> _Exercise directions_:
Bring together all lines of the material below that contain the string "index".

> _Records for the task_:
+++
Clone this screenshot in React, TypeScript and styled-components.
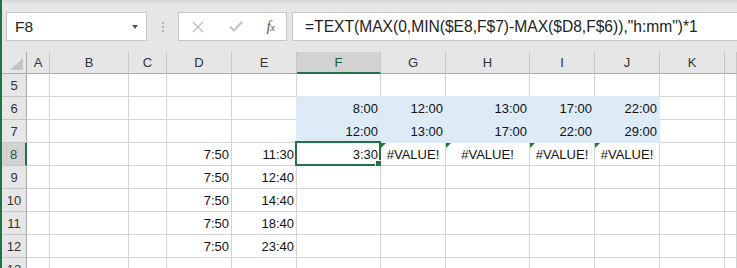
+++
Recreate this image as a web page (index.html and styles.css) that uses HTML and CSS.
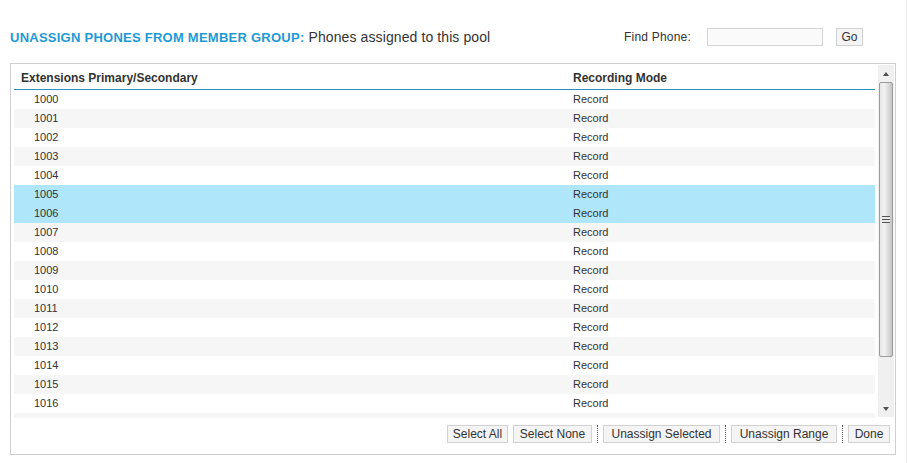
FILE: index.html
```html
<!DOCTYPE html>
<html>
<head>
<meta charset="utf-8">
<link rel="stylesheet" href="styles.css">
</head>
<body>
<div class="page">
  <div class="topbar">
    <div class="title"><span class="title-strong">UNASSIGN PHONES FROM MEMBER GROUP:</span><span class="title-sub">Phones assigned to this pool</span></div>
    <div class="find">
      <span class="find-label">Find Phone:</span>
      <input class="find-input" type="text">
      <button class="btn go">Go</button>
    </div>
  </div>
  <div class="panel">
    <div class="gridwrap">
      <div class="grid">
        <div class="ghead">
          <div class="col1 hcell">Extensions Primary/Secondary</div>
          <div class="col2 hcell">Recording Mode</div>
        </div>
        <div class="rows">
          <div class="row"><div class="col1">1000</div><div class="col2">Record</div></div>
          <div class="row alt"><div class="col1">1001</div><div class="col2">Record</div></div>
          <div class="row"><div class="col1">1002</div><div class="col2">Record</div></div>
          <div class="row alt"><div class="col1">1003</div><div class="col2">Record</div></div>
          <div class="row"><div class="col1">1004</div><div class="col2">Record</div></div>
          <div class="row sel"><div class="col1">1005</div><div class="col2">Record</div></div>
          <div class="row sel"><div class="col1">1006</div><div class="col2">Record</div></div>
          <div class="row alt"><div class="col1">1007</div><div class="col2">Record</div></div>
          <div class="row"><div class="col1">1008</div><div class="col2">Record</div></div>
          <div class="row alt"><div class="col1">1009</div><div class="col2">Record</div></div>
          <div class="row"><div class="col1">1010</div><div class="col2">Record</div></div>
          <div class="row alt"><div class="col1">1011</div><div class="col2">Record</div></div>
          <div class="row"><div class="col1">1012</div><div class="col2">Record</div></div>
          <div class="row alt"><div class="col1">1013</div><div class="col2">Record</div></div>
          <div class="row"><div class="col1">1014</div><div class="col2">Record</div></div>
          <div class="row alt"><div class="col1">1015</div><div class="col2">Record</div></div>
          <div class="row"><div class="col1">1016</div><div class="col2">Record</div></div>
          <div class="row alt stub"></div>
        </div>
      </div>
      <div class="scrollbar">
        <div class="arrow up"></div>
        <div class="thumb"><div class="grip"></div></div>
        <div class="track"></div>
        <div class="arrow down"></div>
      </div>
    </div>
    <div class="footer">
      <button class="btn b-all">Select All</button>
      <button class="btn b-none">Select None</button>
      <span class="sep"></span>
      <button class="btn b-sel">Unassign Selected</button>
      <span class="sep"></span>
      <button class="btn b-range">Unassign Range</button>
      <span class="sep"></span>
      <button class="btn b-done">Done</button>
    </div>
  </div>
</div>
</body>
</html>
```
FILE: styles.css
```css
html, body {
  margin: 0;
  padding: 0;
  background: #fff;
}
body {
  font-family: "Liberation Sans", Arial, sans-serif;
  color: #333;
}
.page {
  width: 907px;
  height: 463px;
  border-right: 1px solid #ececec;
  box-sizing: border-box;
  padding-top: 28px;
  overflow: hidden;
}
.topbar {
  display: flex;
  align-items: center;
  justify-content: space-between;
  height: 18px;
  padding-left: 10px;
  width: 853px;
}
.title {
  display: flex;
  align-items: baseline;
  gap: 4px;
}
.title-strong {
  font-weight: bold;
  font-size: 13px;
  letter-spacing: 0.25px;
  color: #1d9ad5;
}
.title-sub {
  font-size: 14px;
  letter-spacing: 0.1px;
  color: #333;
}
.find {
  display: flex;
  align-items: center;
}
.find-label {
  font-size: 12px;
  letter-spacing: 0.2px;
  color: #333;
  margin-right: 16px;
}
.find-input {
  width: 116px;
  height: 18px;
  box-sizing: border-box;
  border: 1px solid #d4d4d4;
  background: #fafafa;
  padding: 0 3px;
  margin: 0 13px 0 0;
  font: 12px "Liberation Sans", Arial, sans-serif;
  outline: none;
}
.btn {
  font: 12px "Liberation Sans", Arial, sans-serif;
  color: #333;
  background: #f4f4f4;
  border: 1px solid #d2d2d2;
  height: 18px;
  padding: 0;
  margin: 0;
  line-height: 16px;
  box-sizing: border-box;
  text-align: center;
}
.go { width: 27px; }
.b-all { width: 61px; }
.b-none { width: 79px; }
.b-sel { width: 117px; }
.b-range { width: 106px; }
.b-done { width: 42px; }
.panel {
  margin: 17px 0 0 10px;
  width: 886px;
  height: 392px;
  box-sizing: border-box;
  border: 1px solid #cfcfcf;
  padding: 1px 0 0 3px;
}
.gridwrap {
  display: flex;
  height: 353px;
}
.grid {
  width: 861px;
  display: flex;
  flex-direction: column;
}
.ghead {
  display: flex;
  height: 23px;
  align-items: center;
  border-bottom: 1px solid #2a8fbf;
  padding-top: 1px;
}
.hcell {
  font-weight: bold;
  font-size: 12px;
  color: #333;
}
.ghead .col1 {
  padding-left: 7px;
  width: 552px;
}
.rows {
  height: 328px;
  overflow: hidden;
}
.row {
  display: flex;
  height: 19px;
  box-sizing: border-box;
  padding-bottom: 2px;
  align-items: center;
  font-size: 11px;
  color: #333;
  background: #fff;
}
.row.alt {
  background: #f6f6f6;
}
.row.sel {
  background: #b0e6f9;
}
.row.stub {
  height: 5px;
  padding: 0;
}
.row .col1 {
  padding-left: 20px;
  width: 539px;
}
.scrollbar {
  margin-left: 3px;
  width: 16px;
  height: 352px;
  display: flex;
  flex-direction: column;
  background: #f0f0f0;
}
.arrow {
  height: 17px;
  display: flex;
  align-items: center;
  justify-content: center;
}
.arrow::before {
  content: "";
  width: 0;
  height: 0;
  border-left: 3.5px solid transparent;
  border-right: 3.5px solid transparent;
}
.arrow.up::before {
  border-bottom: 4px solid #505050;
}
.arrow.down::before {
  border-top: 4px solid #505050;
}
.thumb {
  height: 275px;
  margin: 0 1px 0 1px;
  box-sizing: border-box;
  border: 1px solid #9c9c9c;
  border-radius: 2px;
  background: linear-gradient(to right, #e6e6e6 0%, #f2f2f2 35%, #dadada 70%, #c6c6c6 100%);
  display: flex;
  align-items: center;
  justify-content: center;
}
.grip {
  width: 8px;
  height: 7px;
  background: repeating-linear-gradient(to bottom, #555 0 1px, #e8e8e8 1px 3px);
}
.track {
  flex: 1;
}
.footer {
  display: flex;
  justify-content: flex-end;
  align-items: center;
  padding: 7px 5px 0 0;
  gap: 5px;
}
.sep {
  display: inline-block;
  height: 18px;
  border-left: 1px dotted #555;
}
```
+++
> _Finished exercise_:
Recreate this image as a web page (index.html and styles.css) that uses HTML and CSS.
FILE: index.html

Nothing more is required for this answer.